Weighted Sequential Bayesian Inference for Non-Stationary Linear Contextual Bandits
This work addresses the problem of adapting to changing environments in bandit algorithms for researchers and practitioners, but it is incremental as it builds on existing WRLS-based methods with Bayesian enhancements.
The paper tackles non-stationary linear contextual bandits by proposing Weighted Sequential Bayesian (WSB) inference, which maintains a posterior distribution over time-varying parameters and introduces a novel concentration inequality with a prior-dependent term. It results in algorithms like WSB-LinUCB that match best-known guarantees and WSB-RandLinUCB and WSB-LinTS that improve upon them, while preserving computational efficiency.

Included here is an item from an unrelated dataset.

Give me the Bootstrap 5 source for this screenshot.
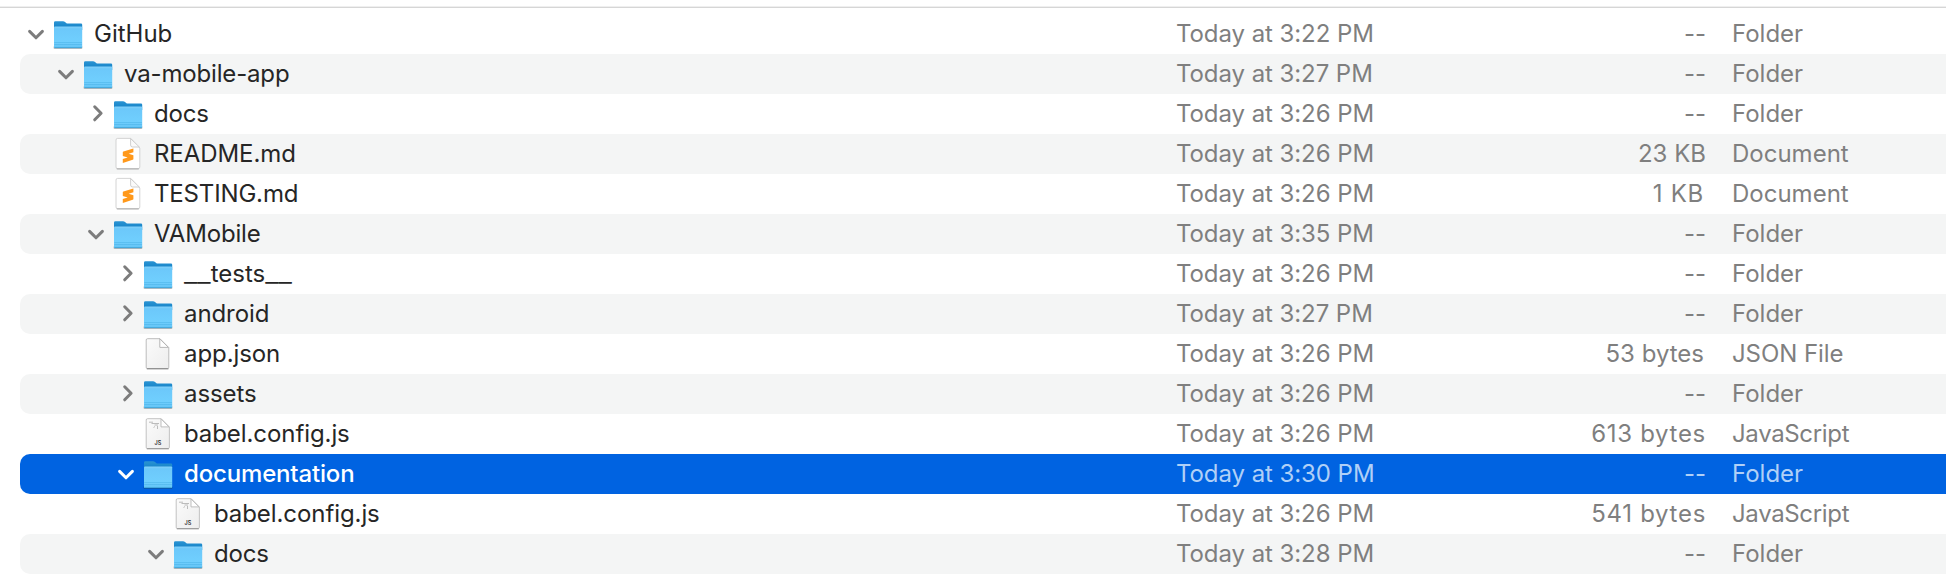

We study non-stationary linear contextual bandits through the lens of sequential Bayesian inference. Whereas existing algorithms typically rely on the Weighted Regularized Least-Squares (WRLS) objective, we study Weighted Sequential Bayesian (WSB), which maintains a posterior distribution over the time-varying reward parameters. Our main contribution is a novel concentration inequality for WSB posteriors, which introduces a prior-dependent term that quantifies the influence of initial beliefs. We show that this influence decays over time and derive tractable upper bounds that make the result useful for both analysis and algorithm design. Building on WSB, we introduce three algorithms: WSB-LinUCB, WSB-RandLinUCB, and WSB-LinTS. We establish frequentist regret guarantees: WSB-LinUCB matches the best-known WRLS-based guarantees, while WSB-RandLinUCB and WSB-LinTS improve upon them, all while preserving the computational efficiency of WRLS-based algorithms.